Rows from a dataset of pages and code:
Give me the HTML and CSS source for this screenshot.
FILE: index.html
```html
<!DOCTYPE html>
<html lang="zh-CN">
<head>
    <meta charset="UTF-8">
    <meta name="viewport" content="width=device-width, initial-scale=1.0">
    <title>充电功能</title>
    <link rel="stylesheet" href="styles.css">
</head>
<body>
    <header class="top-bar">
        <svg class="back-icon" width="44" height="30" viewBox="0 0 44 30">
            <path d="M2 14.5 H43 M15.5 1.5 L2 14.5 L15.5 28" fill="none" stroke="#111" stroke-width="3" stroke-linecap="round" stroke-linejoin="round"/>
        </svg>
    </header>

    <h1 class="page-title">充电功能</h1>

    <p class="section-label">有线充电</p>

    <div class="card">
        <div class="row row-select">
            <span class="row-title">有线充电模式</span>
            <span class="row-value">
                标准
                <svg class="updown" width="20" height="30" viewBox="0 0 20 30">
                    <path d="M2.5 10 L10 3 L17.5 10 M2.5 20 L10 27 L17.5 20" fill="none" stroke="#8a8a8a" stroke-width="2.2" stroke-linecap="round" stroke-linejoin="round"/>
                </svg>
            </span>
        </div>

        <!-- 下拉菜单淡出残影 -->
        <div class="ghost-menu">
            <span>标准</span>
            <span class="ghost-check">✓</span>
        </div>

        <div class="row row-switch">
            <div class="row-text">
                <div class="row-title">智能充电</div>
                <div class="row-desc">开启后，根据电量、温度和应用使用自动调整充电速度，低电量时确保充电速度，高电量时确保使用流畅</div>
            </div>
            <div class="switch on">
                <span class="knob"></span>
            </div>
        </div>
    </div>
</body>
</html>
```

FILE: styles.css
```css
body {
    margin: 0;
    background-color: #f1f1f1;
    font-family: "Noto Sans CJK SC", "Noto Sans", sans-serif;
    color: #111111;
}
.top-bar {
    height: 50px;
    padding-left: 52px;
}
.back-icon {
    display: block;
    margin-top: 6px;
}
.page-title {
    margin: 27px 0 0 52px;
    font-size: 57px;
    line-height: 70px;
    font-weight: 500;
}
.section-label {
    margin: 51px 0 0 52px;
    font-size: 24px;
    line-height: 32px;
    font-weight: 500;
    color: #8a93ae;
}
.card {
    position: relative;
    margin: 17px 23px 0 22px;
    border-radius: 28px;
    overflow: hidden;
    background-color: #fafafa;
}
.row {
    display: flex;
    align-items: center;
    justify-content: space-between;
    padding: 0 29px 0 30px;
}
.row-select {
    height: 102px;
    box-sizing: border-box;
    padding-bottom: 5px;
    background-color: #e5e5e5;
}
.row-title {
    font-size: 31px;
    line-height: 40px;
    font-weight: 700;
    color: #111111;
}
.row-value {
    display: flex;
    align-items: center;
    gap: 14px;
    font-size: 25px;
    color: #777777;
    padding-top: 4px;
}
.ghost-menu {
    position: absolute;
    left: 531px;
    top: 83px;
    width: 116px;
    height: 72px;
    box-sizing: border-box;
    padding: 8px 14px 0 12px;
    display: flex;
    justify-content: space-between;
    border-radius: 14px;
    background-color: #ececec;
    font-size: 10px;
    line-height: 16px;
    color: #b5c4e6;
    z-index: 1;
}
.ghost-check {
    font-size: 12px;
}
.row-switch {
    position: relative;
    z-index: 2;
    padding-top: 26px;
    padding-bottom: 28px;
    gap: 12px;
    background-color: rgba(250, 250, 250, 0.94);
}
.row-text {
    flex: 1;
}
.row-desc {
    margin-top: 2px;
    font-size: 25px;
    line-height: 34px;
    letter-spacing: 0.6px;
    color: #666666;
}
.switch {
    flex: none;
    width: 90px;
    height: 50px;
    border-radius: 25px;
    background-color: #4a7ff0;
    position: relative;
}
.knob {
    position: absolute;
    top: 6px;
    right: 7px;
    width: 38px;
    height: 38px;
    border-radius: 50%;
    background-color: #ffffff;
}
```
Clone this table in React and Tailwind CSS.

**The exercise**
Transcribe the data above in full, exactly.

**Output of the task**
Give me the HTML and CSS source for this screenshot.
FILE: index.html
```html
<!DOCTYPE html>
<html lang="zh-CN">
<head>
    <meta charset="UTF-8">
    <meta name="viewport" content="width=device-width, initial-scale=1.0">
    <title>充电功能</title>
    <link rel="stylesheet" href="styles.css">
</head>
<body>
    <header class="top-bar">
        <svg class="back-icon" width="44" height="30" viewBox="0 0 44 30">
            <path d="M2 14.5 H43 M15.5 1.5 L2 14.5 L15.5 28" fill="none" stroke="#111" stroke-width="3" stroke-linecap="round" stroke-linejoin="round"/>
        </svg>
    </header>

    <h1 class="page-title">充电功能</h1>

    <p class="section-label">有线充电</p>

    <div class="card">
        <div class="row row-select">
            <span class="row-title">有线充电模式</span>
            <span class="row-value">
                标准
                <svg class="updown" width="20" height="30" viewBox="0 0 20 30">
                    <path d="M2.5 10 L10 3 L17.5 10 M2.5 20 L10 27 L17.5 20" fill="none" stroke="#8a8a8a" stroke-width="2.2" stroke-linecap="round" stroke-linejoin="round"/>
                </svg>
            </span>
        </div>

        <!-- 下拉菜单淡出残影 -->
        <div class="ghost-menu">
            <span>标准</span>
            <span class="ghost-check">✓</span>
        </div>

        <div class="row row-switch">
            <div class="row-text">
                <div class="row-title">智能充电</div>
                <div class="row-desc">开启后，根据电量、温度和应用使用自动调整充电速度，低电量时确保充电速度，高电量时确保使用流畅</div>
            </div>
            <div class="switch on">
                <span class="knob"></span>
            </div>
        </div>
    </div>
</body>
</html>
```

FILE: styles.css
```css
body {
    margin: 0;
    background-color: #f1f1f1;
    font-family: "Noto Sans CJK SC", "Noto Sans", sans-serif;
    color: #111111;
}
.top-bar {
    height: 50px;
    padding-left: 52px;
}
.back-icon {
    display: block;
    margin-top: 6px;
}
.page-title {
    margin: 27px 0 0 52px;
    font-size: 57px;
    line-height: 70px;
    font-weight: 500;
}
.section-label {
    margin: 51px 0 0 52px;
    font-size: 24px;
    line-height: 32px;
    font-weight: 500;
    color: #8a93ae;
}
.card {
    position: relative;
    margin: 17px 23px 0 22px;
    border-radius: 28px;
    overflow: hidden;
    background-color: #fafafa;
}
.row {
    display: flex;
    align-items: center;
    justify-content: space-between;
    padding: 0 29px 0 30px;
}
.row-select {
    height: 102px;
    box-sizing: border-box;
    padding-bottom: 5px;
    background-color: #e5e5e5;
}
.row-title {
    font-size: 31px;
    line-height: 40px;
    font-weight: 700;
    color: #111111;
}
.row-value {
    display: flex;
    align-items: center;
    gap: 14px;
    font-size: 25px;
    color: #777777;
    padding-top: 4px;
}
.ghost-menu {
    position: absolute;
    left: 531px;
    top: 83px;
    width: 116px;
    height: 72px;
    box-sizing: border-box;
    padding: 8px 14px 0 12px;
    display: flex;
    justify-content: space-between;
    border-radius: 14px;
    background-color: #ececec;
    font-size: 10px;
    line-height: 16px;
    color: #b5c4e6;
    z-index: 1;
}
.ghost-check {
    font-size: 12px;
}
.row-switch {
    position: relative;
    z-index: 2;
    padding-top: 26px;
    padding-bottom: 28px;
    gap: 12px;
    background-color: rgba(250, 250, 250, 0.94);
}
.row-text {
    flex: 1;
}
.row-desc {
    margin-top: 2px;
    font-size: 25px;
    line-height: 34px;
    letter-spacing: 0.6px;
    color: #666666;
}
.switch {
    flex: none;
    width: 90px;
    height: 50px;
    border-radius: 25px;
    background-color: #4a7ff0;
    position: relative;
}
.knob {
    position: absolute;
    top: 6px;
    right: 7px;
    width: 38px;
    height: 38px;
    border-radius: 50%;
    background-color: #ffffff;
}
```
Clone this table in React and Tailwind CSS.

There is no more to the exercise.